SPORT1: Wie würden Sie die Stimmung in den englischen Stadien mit der in der Bundesliga vergleichen?

Meyer: Die Atmosphäre ist in Deutschland besser. Da ist mehr Stimmung in den Stadien, es gibt dort auch mehr Ultra-Gruppierungen. Das Spiel als solches ist in der Premier League intensiver und für den Fan attraktiver anzuschauen. Es gibt in England sechs Topvereine mit absoluten Superstars, der Rest dahinter ist auch schon sehr stark. Aber ich vermisse die Ultra-Szene aus den deutschen Stadien. Das ist etwas Besonderes und es war immer ein tolles Gefühl, wenn in der Woche nach einem Spiel auf Schalke die Fans beim Training waren. Ultras werden oft kritisch gesehen, aber in Gelsenkirchen hatten sie immer ein gutes Gespür für schwierige Situationen. Ich vermisse diese Fan-Nähe schon. Wir haben hier auch eine tolle Stimmung im Stadion, aber der direkte Kontakt mit den Fans ist mir zu wenig. Bei Schalke war es dennoch teilweise zu viel.

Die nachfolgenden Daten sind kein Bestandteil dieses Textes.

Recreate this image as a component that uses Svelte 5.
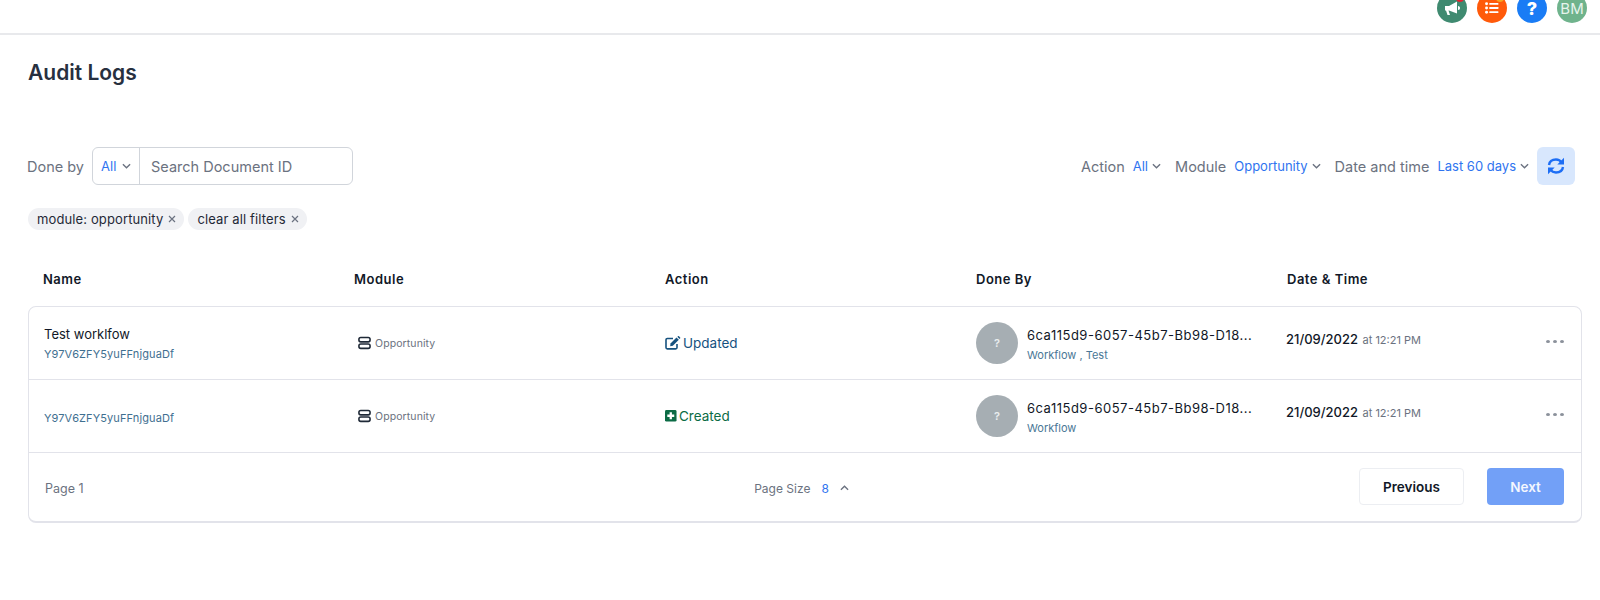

SPORT1: Was macht Max Meyer besonders?

Meyer: Das ist schwer zu beantworten. Ich bin nicht besonders. Natürlich ist es für die Öffentlichkeit spannend, was ich nach meinem Abschied von Schalke jetzt wieder sage, aber das hat nichts damit zu tun, ob ich besonders bin. Ich war und bin ein bodenständiger Junge, das können meine engsten Mitmenschen wohl auch bestätigen. Ich stelle mich nicht über die Dinge, nur, weil ich Fußballer bin.